One day I had enough and decided if I couldn’t make it work I was going to buy a new microphone and a mixer so I could overcome this issue as I really wanted my participants to have a better virtual experience.
AND I FIGURED IT OUT.
It was like the clouds parted and angels started singing.
One more time I want to state this is NOT the only way nor am I saying it’s the BEST way. It’s just the way that works for me, and it might also work really well for you.
I am using a Macbook Air to host my classes and use iTunes to play my music FROM my computer. In order for these instructions to work you too will need to be using a computer and playing music directly from your computer on iTunes or Spotify or similar.
If you use an iPod, Phone or tablet and plug that into your computer, or stream from your phone or tablet, these instructions will not work for you. Instead, I suggest you check out Zeeksquad.com as Carlos has a lot of tutorials there that may work for you.
This is the exact wireless microphone set I use:
I have no experience with AirPods or other wireless microphones, but lots of people use those successfully, but I don’t know if these instructions will work for you if that is what you are trying to connect.
The computer set up
I don’t know why, but the order in which I do these instructions seems to matter.
Open iTunes (or whatever music platform you are using) and turn the iTunes volume down to approximately 20%
2. Turn the computer volume up to 100%
3. Start playing music
4. Open ZOOM and start your video stream
5. Share computer sound
Lots of people have had great success with the line-in method (find hat tutorial above on zeeksquad) but for me, the sound was always subpar for line-in compared to sharing computer sound. That might not be the case for you, but if you have experienced the same problems as I have, sharing computer sound, especially if you have an ethernet internet connection seems to work just fine.

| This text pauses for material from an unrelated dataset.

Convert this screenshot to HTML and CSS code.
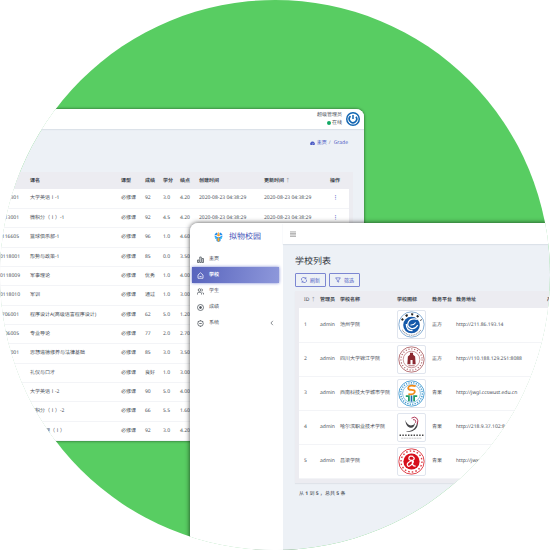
FILE: index.html
```html
<!DOCTYPE html>
<html lang="zh-CN">
<head>
<meta charset="utf-8">
<title>拟物校园</title>
<link rel="stylesheet" href="styles.css">
</head>
<body>
<div class="scene">
  <section class="window window-grades">
    <header class="topbar">
      <div class="user">
        <span>超级管理员</span>
        <span class="status"><i class="dot"></i>在线</span>
      </div>
      <svg class="avatar" viewBox="0 0 14 14"><circle cx="7" cy="7" r="7" fill="#1266b2"/><circle cx="7" cy="7" r="5.500" fill="#fff"/><path d="M4.500 4.200A3.700 3.700 0 1 0 10 4.800" fill="none" stroke="#1266b2" stroke-width="1.700"/><path d="M7 3v4" fill="none" stroke="#1266b2" stroke-width="1.500"/></svg>
    </header>
    <nav class="crumbs">
      <svg viewBox="0 0 10 10"><path d="M5 1a4.600 4.600 0 0 0-4 7h8a4.600 4.600 0 0 0-4-7z" fill="#4c5bc4"/><path d="M5 7l1.500-3" stroke="#fff"/></svg>
      <a href="#">主页</a><span>/</span><a href="#">Grade</a>
    </nav>
    <div class="card">
      <table class="grades">
        <colgroup><col class="g-id"><col class="g-name"><col class="g-type"><col class="g-score"><col class="g-credit"><col class="g-point"><col class="g-date"><col class="g-date2"><col></colgroup>
        <thead><tr><th></th><th>课名</th><th>课型</th><th>成绩</th><th>学分</th><th>绩点</th><th>创建时间</th><th>更新时间 <span class="sort">↑</span></th><th>操作</th></tr></thead>
        <tbody>
          <tr><td>301</td><td>大学英语Ⅰ-1</td><td>必修课</td><td>92</td><td>3.0</td><td>4.20</td><td>2020-08-23 04:38:29</td><td>2020-08-23 04:38:29</td><td><a href="#">⋮</a></td></tr>
          <tr><td>13001</td><td>微积分（Ⅰ）-1</td><td>必修课</td><td>92</td><td>4.5</td><td>4.20</td><td>2020-08-23 04:38:29</td><td>2020-08-23 04:38:29</td><td><a href="#">⋮</a></td></tr>
          <tr><td>116605</td><td>篮球俱乐部-1</td><td>必修课</td><td>96</td><td>1.0</td><td>4.60</td><td></td><td></td><td></td></tr>
          <tr><td>0118001</td><td>形势与政策-1</td><td>必修课</td><td>85</td><td>0.0</td><td>3.50</td><td></td><td></td><td></td></tr>
          <tr><td>0118009</td><td>军事理论</td><td>必修课</td><td>优秀</td><td>1.0</td><td>4.00</td><td></td><td></td><td></td></tr>
          <tr><td>0118010</td><td>军训</td><td>必修课</td><td>通过</td><td>1.0</td><td>3.00</td><td></td><td></td><td></td></tr>
          <tr><td>706001</td><td>程序设计A(高级语言程序设计)</td><td>必修课</td><td>62</td><td>5.0</td><td>1.20</td><td></td><td></td><td></td></tr>
          <tr><td>06005</td><td>专业导论</td><td>必修课</td><td>77</td><td>2.0</td><td>2.70</td><td></td><td></td><td></td></tr>
          <tr><td>001</td><td>思想道德修养与法律基础</td><td>必修课</td><td>85</td><td>3.0</td><td>3.50</td><td></td><td></td><td></td></tr>
          <tr><td></td><td>礼仪与口才</td><td>必修课</td><td>良好</td><td>1.0</td><td>3.00</td><td></td><td></td><td></td></tr>
          <tr><td></td><td>大学英语Ⅰ-2</td><td>必修课</td><td>90</td><td>5.0</td><td>4.00</td><td></td><td></td><td></td></tr>
          <tr><td></td><td>微积分（Ⅰ）-2</td><td>必修课</td><td>66</td><td>5.5</td><td>1.60</td><td></td><td></td><td></td></tr>
          <tr><td></td><td>大学物理（Ⅰ）</td><td>必修课</td><td>92</td><td>3.0</td><td>4.20</td><td></td><td></td><td></td></tr>
        </tbody>
      </table>
    </div>
  </section>

  <section class="window window-schools">
    <aside class="sidebar">
      <div class="brand">
        <svg viewBox="0 0 18 20"><path d="M1 5l4-4 3 3-4 3zM17 5l-4-4-3 3 4 3z" fill="#1c8cf0"/><path d="M7 2l2-1.500L11 2 9 4z" fill="#ff9a1f"/><path d="M1 7l8 4 8-4-1 5-3 1v5l-4 2-4-2v-5l-3-1z" fill="#1c8cf0"/><path d="M5 6l4-2 4 2-4 3z" fill="#ff9a1f"/><path d="M7 11l2 1 2-1v7l-2 1.500L7 18z" fill="#ffa726"/><path d="M2 9l3 2v4l-3-2zM16 9l-3 2v4l3-2z" fill="#43c5f8"/></svg>
        <span>拟物校园</span>
      </div>
      <nav class="menu">
        <a href="#"><svg viewBox="0 0 14 14"><path d="M1 13V8h3v5zM5.500 13V2h3v11zM10 13V5h3v8z"/></svg>主页</a>
        <a href="#" class="active"><svg viewBox="0 0 14 14"><path d="M2 6l5-4.500L12 6v6.500H2zM5 9h4"/></svg>学校</a>
        <a href="#"><svg viewBox="0 0 14 14"><circle cx="5" cy="4" r="2.600"/><path d="M1 13V11q0-2.500 2.500-2.500h3Q9 8.500 9 11v2M9 1.500a2.600 2.600 0 0 1 0 5M11 8.500q2.200.5 2.200 4.500"/></svg>学生</a>
        <a href="#"><svg viewBox="0 0 14 14"><circle cx="7" cy="7" r="6"/><circle cx="7" cy="7" r="2" fill="currentColor"/></svg>成绩</a>
        <a href="#"><svg viewBox="0 0 14 14"><circle cx="7" cy="7" r="5.500"/><path d="M4.500 7h5M7 .5v2M7 11.500v2M2 2.500l1.500 1.500M12 2.500L10.500 4"/></svg>系统<svg class="chevron" viewBox="0 0 14 14"><path d="M9 2L4.500 7 9 12"/></svg></a>
      </nav>
    </aside>
    <div class="main">
      <header class="topbar topbar-schools"><button class="toggle" aria-label="菜单"><svg viewBox="0 0 10 10"><path d="M0 1.500h10M0 4h10M0 6.500h10M0 9h10" stroke="#777" fill="none"/></svg></button></header>
      <div class="content">
        <h1>学校列表</h1>
        <div class="actions">
          <button class="btn"><svg viewBox="0 0 14 14"><path d="M1.500 8a5.500 5 0 0 1 9.500-5M11.500.5V4H8M12.500 6a5.500 5 0 0 1-9.500 5M2.500 13.500V10H6"/></svg>刷新</button>
          <button class="btn"><svg viewBox="0 0 14 14"><path d="M1.500 2h11L8.500 7.500V12l-3-1.500v-3z"/></svg>筛选</button>
        </div>
        <div class="card card-schools">
          <table class="schools">
            <colgroup><col class="s-id"><col class="s-admin"><col class="s-name"><col class="s-logo"><col class="s-plat"><col class="s-url"><col></colgroup>
            <thead><tr><th><span class="id">ID</span> <span class="sort">↑</span></th><th>管理员</th><th>学校名称</th><th>学校图标</th><th>教务平台</th><th>教务地址</th><th>产</th></tr></thead>
            <tbody>
              <tr><td>1</td><td>admin</td><td>池州学院</td><td><svg class="logo" viewBox="0 0 26 26"><circle cx="13" cy="13" r="12.200" fill="none" stroke="#6f9fce" stroke-width=".8"/><path d="M3.800 9A10.200 10.200 0 0 1 22.200 9" fill="none" stroke="#222" stroke-width="2" stroke-dasharray="2 3.500"/><path d="M4 18A10.300 10.300 0 0 0 22 18" fill="none" stroke="#8a8f98" stroke-width="1" stroke-dasharray="1 .7"/><circle cx="13" cy="13.500" r="8" fill="#1559aa"/><path d="M19 8q-7-1.500-9 2.500t2 6 7-3M8 12.500q0 6.500 6 6.500" fill="none" stroke="#fff" stroke-width="1.200"/><path d="M12 13.500q3 .5 5-2.500" fill="none" stroke="#fff"/></svg></td><td>正方</td><td>http://211.86.193.14</td><td></td></tr>
              <tr><td>2</td><td>admin</td><td>四川大学锦江学院</td><td><svg class="logo" viewBox="0 0 26 26"><g fill="none" stroke="#a9595e"><circle cx="13" cy="13" r="12.200" stroke-width=".8"/><circle cx="13" cy="13" r="10.200" stroke-width="1.200" stroke-dasharray="1 1.800"/><circle cx="13" cy="13" r="8" stroke-width=".6"/></g><path d="M11.500 6.500h3v2l2 1.500.5 7.500h-3v-4h-2v4H9l.5-7.500 2-1.500z" fill="#8b2930"/><path d="M10 19h6" stroke="#a9595e" stroke-width=".8"/></svg></td><td>正方</td><td>http://110.188.129.251:8088</td><td></td></tr>
              <tr><td>3</td><td>admin</td><td>西南科技大学城市学院</td><td><svg class="logo" viewBox="0 0 26 26"><g fill="none" stroke="#4a9fd2"><circle cx="13" cy="13" r="12.200" stroke-width=".9"/><circle cx="13" cy="13" r="10.400" stroke-width="1.400" stroke-dasharray="1.200 1.200"/><circle cx="13" cy="13" r="8.600" stroke-width=".6"/></g><path d="M17 6q-6-1.500-7 1t3 2.500 3 2.500-6 1.500" fill="none" stroke="#f28b17" stroke-width="1.700"/><path d="M7.500 15.500h3v5M18.500 15.500h-3v5" fill="none" stroke="#239c67" stroke-width="1.700"/><path d="M13 15v6" stroke="#176fb5" stroke-width="1.600"/></svg></td><td>青果</td><td>http://jwgl.ccswust.edu.cn</td><td></td></tr>
              <tr><td>4</td><td>admin</td><td>哈尔滨职业技术学院</td><td><svg class="logo" viewBox="0 0 26 26"><path d="M7 5.500q1.500 5 5.500 5.500 3 0 4-2.500-1 6-5.500 4.500Q7.500 11.500 7 5.500z" fill="#454548"/><path d="M18.500 7q1.500 5-2 8t-9 2q6-.5 8.500-3.500t2.500-6.500z" fill="#454548"/><path d="M13 4q3-2 5 0t.5 6M14.500 5.500q3-.5 2.500 3" fill="none" stroke="#a92a4c" stroke-width=".9"/><path d="M1.500 20.500h23" stroke="#444" stroke-width="1.600" stroke-dasharray="1.400 1.300"/><path d="M3 23.300h20" stroke="#aaa" stroke-width=".6" stroke-dasharray="2 .5"/></svg></td><td>青果</td><td>http://218.9.37.102:8</td><td></td></tr>
              <tr><td>5</td><td>admin</td><td>吕梁学院</td><td><svg class="logo" viewBox="0 0 26 26"><g fill="none" stroke="#dd3840"><circle cx="13" cy="13" r="12.200" stroke-width=".9"/><circle cx="13" cy="13" r="10.100" stroke-width="1.300" stroke-dasharray="1.500 2"/></g><circle cx="13" cy="13" r="7.800" fill="#d60f1b"/><path d="M14.500 8q-3.500-1-4 1.500t3.500 2.500q3-1.500.5-3.500M14 12q-6 2-5 4.500t4-.5 1-3.500q-1 5 3 5" fill="none" stroke="#fff" stroke-width="1.200"/></svg></td><td>青果</td><td>http://jwxt</td><td></td></tr>
            </tbody>
          </table>
        </div>
        <p class="summary">从 <b>1</b> 到 <b>5</b> ，总共 <b>5</b> 条</p>
      </div>
    </div>
  </section>
</div>
</body>
</html>
```
FILE: styles.css
```css
* { box-sizing: border-box; }

body {
  margin: 0;
  background: #fff;
  color: #4a5058;
  font: 5px/8px "Noto Sans", "Noto Sans CJK SC", sans-serif;
  text-rendering: geometricPrecision;
}

a { color: inherit; text-decoration: none; }
svg { display: block; flex: none; }

.scene {
  position: relative;
  width: 100vmin;
  aspect-ratio: 1;
  background: #58cd62;
  clip-path: circle(50%);
  overflow: hidden;
}

.window { position: absolute; overflow: hidden; background: #edf1f6; }

.window-grades {
  top: 109px;
  left: 0;
  width: 364px;
  border-radius: 0 8px 0 0;
  box-shadow: 0 0 3px rgba(0, 0, 0, .6);
}

.window-schools {
  display: flex;
  top: 223px;
  left: 190px;
  right: -40px;
  bottom: 0;
  border-radius: 8px 0 0 0;
  box-shadow: 0 0 5px rgba(0, 0, 0, .7);
}

.topbar {
  display: flex;
  align-items: center;
  justify-content: flex-end;
  gap: 4px;
  height: 20px;
  padding-right: 4px;
  background: #fff;
  box-shadow: 0 1px 1px #dce2e9;
}

.user { display: flex; flex-direction: column; align-items: flex-end; }
.status { display: flex; align-items: center; gap: 1px; }
.dot { width: 4px; height: 4px; border-radius: 50%; background: #12a865; }
.avatar { width: 14px; height: 14px; }

.crumbs {
  display: flex;
  justify-content: flex-end;
  align-items: center;
  gap: 2px;
  height: 43px;
  padding: 0 16px 15px 0;
  color: #4c5bc4;
}
.crumbs svg { width: 5px; height: 5px; }
.crumbs span { color: #8990a0; padding-right: 1px; }

.card { margin-right: 11px; padding-right: 4px; background: #ececf1; }

table { width: 100%; table-layout: fixed; border-collapse: collapse; }
th, td { padding: 0; text-align: left; white-space: nowrap; }
th { height: 17px; color: #40454d; font-weight: 700; }
td { background: #fff; border-bottom: 1px solid #f3f4f7; }
.sort { color: #8a9099; font-weight: 400; }
.id { font-weight: 400; }

.grades td { height: 19px; }
.grades tr:nth-child(3n) td { height: 20px; }
.grades td:first-child { padding-right: 11px; text-align: right; }
.grades th:last-child, .grades td:last-child { padding-right: 9px; text-align: right; }
.grades td:last-child { padding-right: 11px; color: #3142b8; font-weight: 700; }
.g-id { width: 30px; }
.g-name { width: 91px; }
.g-type { width: 24px; }
.g-score { width: 18px; }
.g-credit { width: 17px; }
.g-point { width: 19px; }
.g-date { width: 65px; }
.g-date2 { width: 65px; }

.sidebar { flex: none; width: 93px; background: #fff; }
.brand {
  display: flex;
  align-items: center;
  justify-content: center;
  gap: 6px;
  height: 28px;
  padding-left: 2px;
  color: #4553b8;
  font-size: 8px;
  line-height: 12px;
}
.brand svg { width: 9px; height: 10px; }

.menu { display: flex; flex-direction: column; padding: 0 4px 0 2px; }
.menu a {
  display: flex;
  align-items: center;
  gap: 5px;
  height: 16px;
  padding: 0 4px 0 5px;
}
.menu svg {
  width: 7px;
  height: 7px;
  fill: none;
  stroke: currentColor;
  stroke-width: 1.5;
}
.menu .active {
  background: linear-gradient(100deg, #5864bd, #8e98db);
  box-shadow: 0 0 3px #7883d1;
  color: #fff;
  font-weight: 700;
}
.menu .chevron { margin-left: auto; width: 6px; height: 6px; }

.main { flex: 1; min-width: 0; }
.topbar-schools { justify-content: flex-start; height: 21px; padding-left: 7px; }
.toggle { padding: 0; border: 0; background: none; }
.toggle svg { width: 6px; height: 6px; }

.content { padding: 11px 0 0 12px; }
h1 { margin: 0 0 6px; color: #30353d; font-size: 9px; font-weight: 400; line-height: 12px; }

.actions { display: flex; gap: 3px; margin-bottom: 4px; }
.btn {
  display: flex;
  align-items: center;
  justify-content: center;
  gap: 3px;
  width: 31px;
  height: 14px;
  padding: 0;
  border: 1px solid #7c87d2;
  border-radius: 1px;
  background: transparent;
  color: #4c5bc4;
  font: inherit;
}
.btn svg { width: 6px; height: 6px; fill: none; stroke: currentColor; stroke-width: 1.5; }

.card-schools { margin: 0; padding: 0 4px 4px; box-shadow: 0 1px 1px #dfe3e9; }
.schools td { height: 34px; }
.schools th:first-child, .schools td:first-child { padding-left: 5px; }
.s-id { width: 21px; }
.s-admin { width: 20px; }
.s-name { width: 57px; }
.s-logo { width: 35px; }
.s-plat { width: 24px; }
.s-url { width: 91px; }
.logo { width: 29px; height: 29px; border: 1px solid #e0e5ee; border-radius: 2px; }

.summary { margin: 7px 0 0 4px; }
```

When sharing sound, I do stop the share after every 2-3 songs and re-share the sound to “refresh” the connection as that seems to help clear and prevent any lag that might otherwise occur.

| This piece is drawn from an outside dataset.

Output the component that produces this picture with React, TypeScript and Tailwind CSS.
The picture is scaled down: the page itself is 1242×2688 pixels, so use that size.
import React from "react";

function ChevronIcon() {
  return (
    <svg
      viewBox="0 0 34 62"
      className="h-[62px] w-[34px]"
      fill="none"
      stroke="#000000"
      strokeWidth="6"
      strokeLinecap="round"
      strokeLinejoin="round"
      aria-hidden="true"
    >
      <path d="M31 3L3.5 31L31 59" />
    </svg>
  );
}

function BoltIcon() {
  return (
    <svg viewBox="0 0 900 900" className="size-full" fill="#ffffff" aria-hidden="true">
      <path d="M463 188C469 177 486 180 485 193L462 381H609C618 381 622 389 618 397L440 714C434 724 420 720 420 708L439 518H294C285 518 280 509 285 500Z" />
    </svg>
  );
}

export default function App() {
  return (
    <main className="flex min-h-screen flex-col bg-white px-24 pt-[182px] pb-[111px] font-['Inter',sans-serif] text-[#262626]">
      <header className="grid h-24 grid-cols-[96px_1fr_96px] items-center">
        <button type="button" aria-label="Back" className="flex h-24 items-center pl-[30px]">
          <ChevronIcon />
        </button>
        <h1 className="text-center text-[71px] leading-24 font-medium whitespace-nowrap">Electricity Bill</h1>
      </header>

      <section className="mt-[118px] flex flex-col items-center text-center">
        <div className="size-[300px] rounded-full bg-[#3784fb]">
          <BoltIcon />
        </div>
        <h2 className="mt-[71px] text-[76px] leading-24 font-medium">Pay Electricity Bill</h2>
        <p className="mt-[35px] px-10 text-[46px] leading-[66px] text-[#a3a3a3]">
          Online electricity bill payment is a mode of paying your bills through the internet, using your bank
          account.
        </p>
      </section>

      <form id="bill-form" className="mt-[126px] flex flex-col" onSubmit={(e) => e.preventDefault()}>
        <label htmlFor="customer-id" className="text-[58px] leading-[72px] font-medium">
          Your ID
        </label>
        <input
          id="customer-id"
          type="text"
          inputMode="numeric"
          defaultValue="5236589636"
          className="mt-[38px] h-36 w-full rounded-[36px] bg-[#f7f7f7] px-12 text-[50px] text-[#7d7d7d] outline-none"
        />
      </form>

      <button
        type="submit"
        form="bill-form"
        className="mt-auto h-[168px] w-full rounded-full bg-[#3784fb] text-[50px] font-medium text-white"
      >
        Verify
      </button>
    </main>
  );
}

6. Plugin & turn on the wireless mic (you can do this before step 1 if you like, but it’s not necessary)
7. Click on the ^ next to the microphone icon to ensure your microphone is selected
8. Next click on AUDIO settings at the bottom of that same list
9. Next click on AUDIO on the left-hand bar, and adjust the microphone input volume. In this photo, I have the bar around 100% but you can test with your participants to see what the correct level is for you. It really depends on how loud you speak into your microphone and the quality of your mic. Honestly, I could probably turn mine down a bit, but I went so long with no mic sound I am now paranoid!
Regardless of your setup, unless you are using a mixer, I think the two biggest things are to lower the volume in the music player you are using and make sure the microphone volume is turned up so participants can hear you over the music.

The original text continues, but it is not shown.